Hand Cannon 13th century
Category: Shotguns and Smoothbores
The hand cannon is an early form of firearm considered a forerunner of the handgun and a staple arm of the early modern warfare. The weapon, which originated in china, is also referred to as “handgonne” or simply “gonne” to distinguish it from modern handguns. The hand cannons were widely used in East Asia in the 13th century and later throughout Europe until late 1520s, when they were supplanted by the matchlock firearms. The hand cannon is also considered the simplest type of early firearm, as well as the oldest type of portable firearm.
The 13th century hand cannons were typically simple, effectively consisting of a barrel and a handle. Although surviving examples of the weapon are completely made of metal, evidence suggests that some were attached to some sort of stock, mostly wooden. Some Chinese illustrations also demonstrate bamboo tubes being used instead of the metal barrels.

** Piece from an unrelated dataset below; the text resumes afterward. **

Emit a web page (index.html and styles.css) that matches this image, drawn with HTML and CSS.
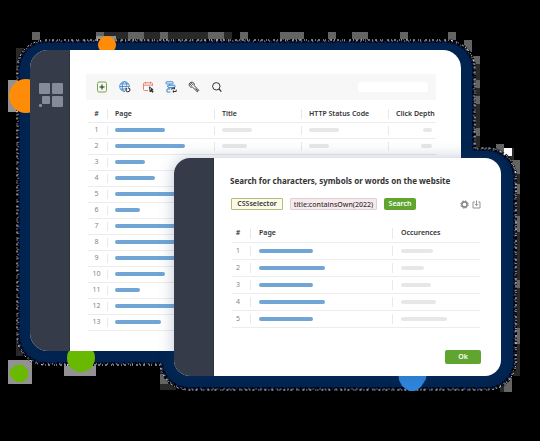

For firing, the weapon could be held in two hands by one person while a helper applied the means of ignition. These ranged from slow-burning matches, smoldering wood or coal, to red-hot iron rods. Alternatively, it could be placed on a rest then held by one hand as the same gunner applied the means of ignition. Projectiles used in hand cannons were varied, with many utilizing a variety of different ammunition. Small rocks or pebbles found on the ground could be fired from this weapon, while more sophisticated ammunition such as arrows and stones in the shape of balls could also be used.
Later hand cannons had a flash pan with a leather cover attached to the barrel. Their touch holes were drilled through the side wall of the guns instead of the top of their barrel. Later on, the flash pan was fitted with hinged metal lid, to prevent premature firing and to keep the priming powder dry until the next firing. These new features were carried on over to subsequent guns.
Contrary to popular belief, the emergence of hand cannons did not lead to the decline of bows and arrows in battlefields or their eventual disappearance. The two weapons co-existed, each occupying a unique role in the contemporary tactics. Since bow and arrows were low on accuracy, hand cannon was preferred as a skirmish weapon which the bearer would maneuver so that he could discharge his deadly gun at the enemy's flanks at close range in a similar manner to how combat shotguns are used today. Bows and crossbows lacked the superior penetration that hand cannons offered. The noise and flash produced by the hand cannons had some psychological effect on the enemy. This combined with certain deaths and terrifying smoke helped break the enemy’s morale, making the ally infantry to push through with ease. This tactic was effectively employed until the 16th century, when more sophisticated weapons such as matchlock firearms emerged.
European warfare in the 14th century was gradually dominated by the hand cannons. The firearm was not only inexpensive but easy to produce in mass. The countries found this weapon amazing in that it could pierce heavy plates, a capability that other weapons did not have. The hand cannon also acted as a terror weapon to enemy troops and horses that had never seen it before. Furthermore, the hand cannons could be effectively used by non-experienced soldiers.